Your objective:
Count lines, not occurrences: report how many lines in the records hold the string "Output", and nothing else.

Provided entries:

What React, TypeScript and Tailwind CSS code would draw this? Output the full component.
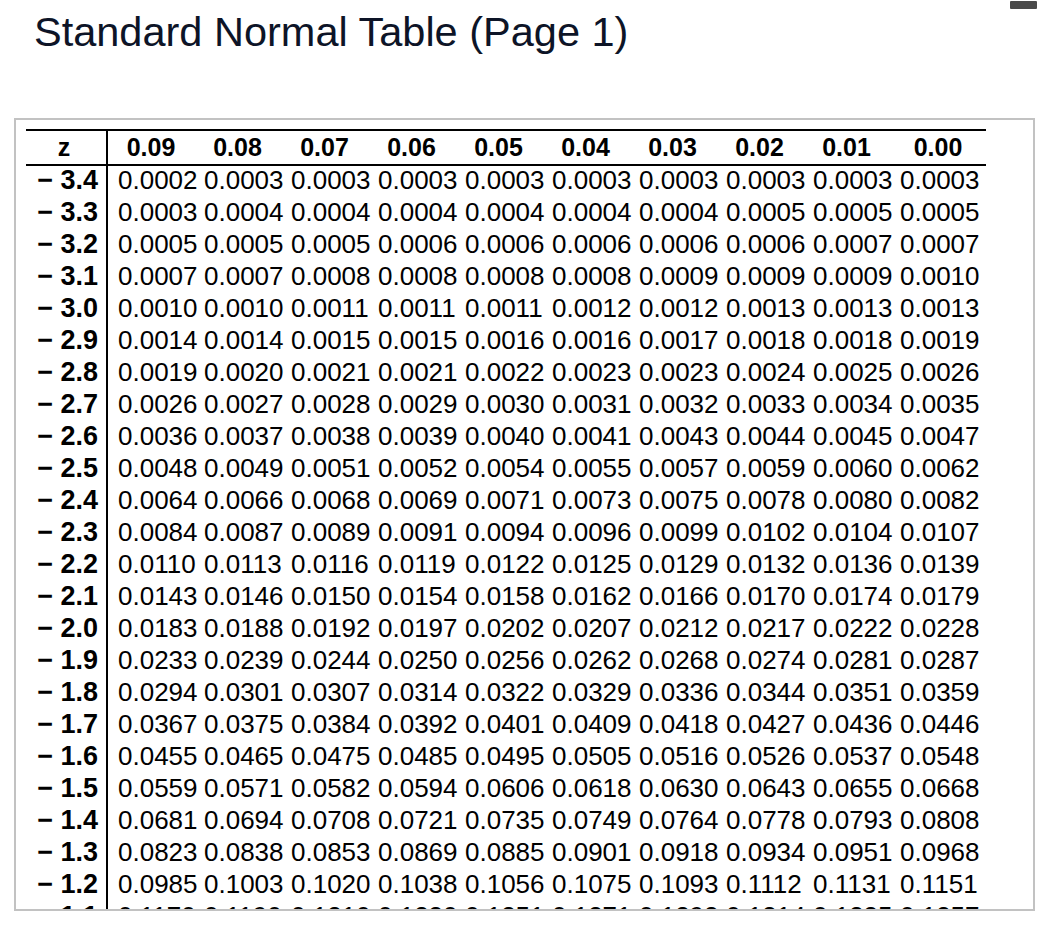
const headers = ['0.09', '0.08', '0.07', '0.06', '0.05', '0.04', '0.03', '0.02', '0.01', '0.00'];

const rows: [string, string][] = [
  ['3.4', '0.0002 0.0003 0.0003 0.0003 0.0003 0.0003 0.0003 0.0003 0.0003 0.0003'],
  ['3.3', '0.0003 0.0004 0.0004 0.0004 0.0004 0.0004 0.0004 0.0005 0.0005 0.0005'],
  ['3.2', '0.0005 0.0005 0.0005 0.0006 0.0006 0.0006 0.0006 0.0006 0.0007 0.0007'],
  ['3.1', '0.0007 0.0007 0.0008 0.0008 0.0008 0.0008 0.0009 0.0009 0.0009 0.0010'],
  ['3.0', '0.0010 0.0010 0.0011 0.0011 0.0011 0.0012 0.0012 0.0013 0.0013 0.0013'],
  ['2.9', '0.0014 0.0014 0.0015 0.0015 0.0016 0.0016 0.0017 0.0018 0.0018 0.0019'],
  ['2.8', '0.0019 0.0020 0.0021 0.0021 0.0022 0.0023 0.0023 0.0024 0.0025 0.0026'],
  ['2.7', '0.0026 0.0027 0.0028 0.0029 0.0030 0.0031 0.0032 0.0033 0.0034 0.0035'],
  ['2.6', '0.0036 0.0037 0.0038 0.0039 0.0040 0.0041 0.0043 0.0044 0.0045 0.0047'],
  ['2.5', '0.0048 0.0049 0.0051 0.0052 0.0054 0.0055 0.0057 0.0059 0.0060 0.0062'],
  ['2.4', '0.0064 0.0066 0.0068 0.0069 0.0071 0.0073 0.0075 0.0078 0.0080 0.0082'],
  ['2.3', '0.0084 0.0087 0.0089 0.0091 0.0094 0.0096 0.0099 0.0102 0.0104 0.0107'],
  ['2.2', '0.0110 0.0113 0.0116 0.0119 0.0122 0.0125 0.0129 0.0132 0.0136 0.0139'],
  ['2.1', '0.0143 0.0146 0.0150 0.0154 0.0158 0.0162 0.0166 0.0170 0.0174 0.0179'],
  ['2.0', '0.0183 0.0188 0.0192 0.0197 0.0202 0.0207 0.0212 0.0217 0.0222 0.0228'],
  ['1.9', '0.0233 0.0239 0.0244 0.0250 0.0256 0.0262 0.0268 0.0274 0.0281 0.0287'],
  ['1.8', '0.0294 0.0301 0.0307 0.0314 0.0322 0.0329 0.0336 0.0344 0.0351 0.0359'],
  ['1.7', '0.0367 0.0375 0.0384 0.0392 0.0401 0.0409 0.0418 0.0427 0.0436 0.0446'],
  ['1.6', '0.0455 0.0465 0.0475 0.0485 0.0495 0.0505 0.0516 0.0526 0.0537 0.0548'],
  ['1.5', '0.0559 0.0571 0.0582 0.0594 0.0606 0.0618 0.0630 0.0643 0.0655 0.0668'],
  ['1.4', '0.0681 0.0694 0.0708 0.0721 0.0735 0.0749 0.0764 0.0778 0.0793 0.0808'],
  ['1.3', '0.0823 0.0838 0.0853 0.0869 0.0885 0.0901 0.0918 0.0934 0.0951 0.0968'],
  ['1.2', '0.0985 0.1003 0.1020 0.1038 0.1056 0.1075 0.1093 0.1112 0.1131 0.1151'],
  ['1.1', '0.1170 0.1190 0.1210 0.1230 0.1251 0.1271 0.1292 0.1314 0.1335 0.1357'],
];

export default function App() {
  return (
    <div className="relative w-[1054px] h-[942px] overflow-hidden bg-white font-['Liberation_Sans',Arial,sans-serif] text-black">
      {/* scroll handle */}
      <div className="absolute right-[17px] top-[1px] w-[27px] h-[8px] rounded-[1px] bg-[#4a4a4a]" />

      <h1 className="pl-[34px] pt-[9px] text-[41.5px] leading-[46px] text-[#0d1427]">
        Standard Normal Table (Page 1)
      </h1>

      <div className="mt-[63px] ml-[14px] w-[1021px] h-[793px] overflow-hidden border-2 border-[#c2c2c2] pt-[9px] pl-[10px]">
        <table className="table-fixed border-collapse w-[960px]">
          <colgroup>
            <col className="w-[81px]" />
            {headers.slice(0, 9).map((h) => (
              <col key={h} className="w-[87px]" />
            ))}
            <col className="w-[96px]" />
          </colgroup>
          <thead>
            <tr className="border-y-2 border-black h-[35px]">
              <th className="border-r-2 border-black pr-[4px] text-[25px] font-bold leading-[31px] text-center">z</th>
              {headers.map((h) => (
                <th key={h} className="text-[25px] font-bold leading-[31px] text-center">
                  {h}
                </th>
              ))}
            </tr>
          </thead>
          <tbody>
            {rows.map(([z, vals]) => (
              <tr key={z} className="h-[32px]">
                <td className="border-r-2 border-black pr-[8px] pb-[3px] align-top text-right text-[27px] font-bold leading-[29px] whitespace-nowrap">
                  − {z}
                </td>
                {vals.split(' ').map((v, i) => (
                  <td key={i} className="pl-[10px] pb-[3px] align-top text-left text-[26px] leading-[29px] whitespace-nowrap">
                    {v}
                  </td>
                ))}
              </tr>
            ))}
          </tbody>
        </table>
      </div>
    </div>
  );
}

==

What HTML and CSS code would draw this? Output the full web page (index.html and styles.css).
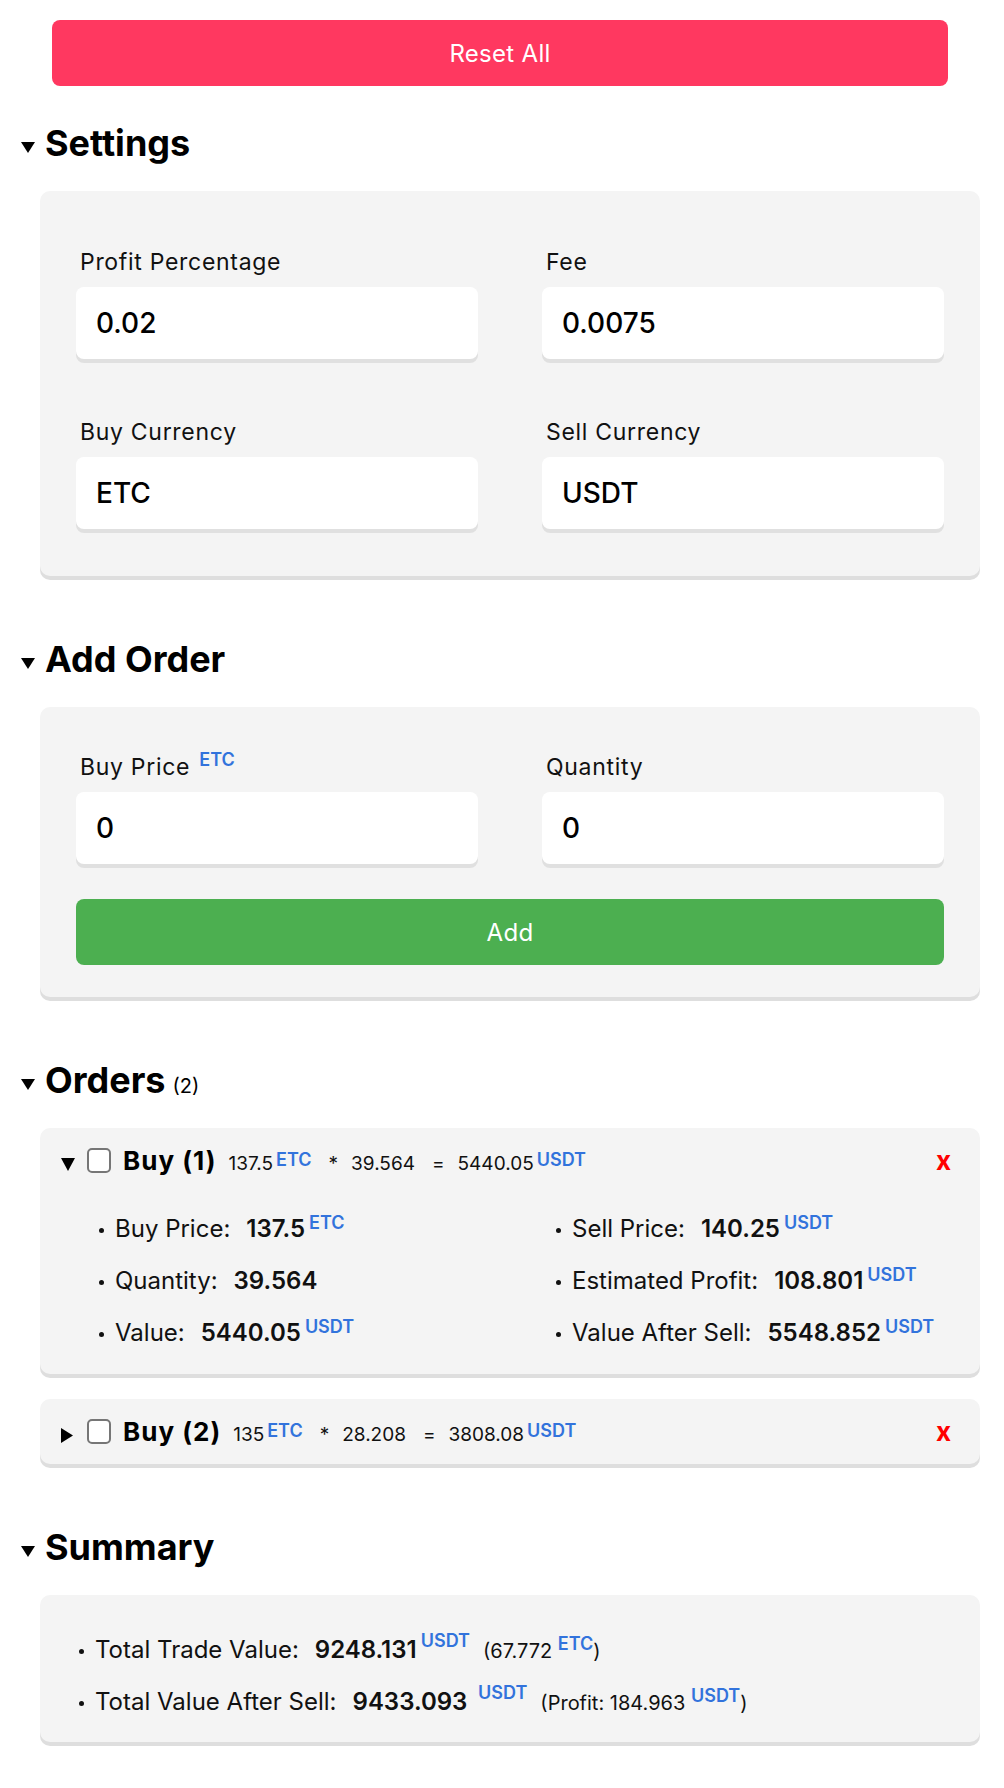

Task response:
2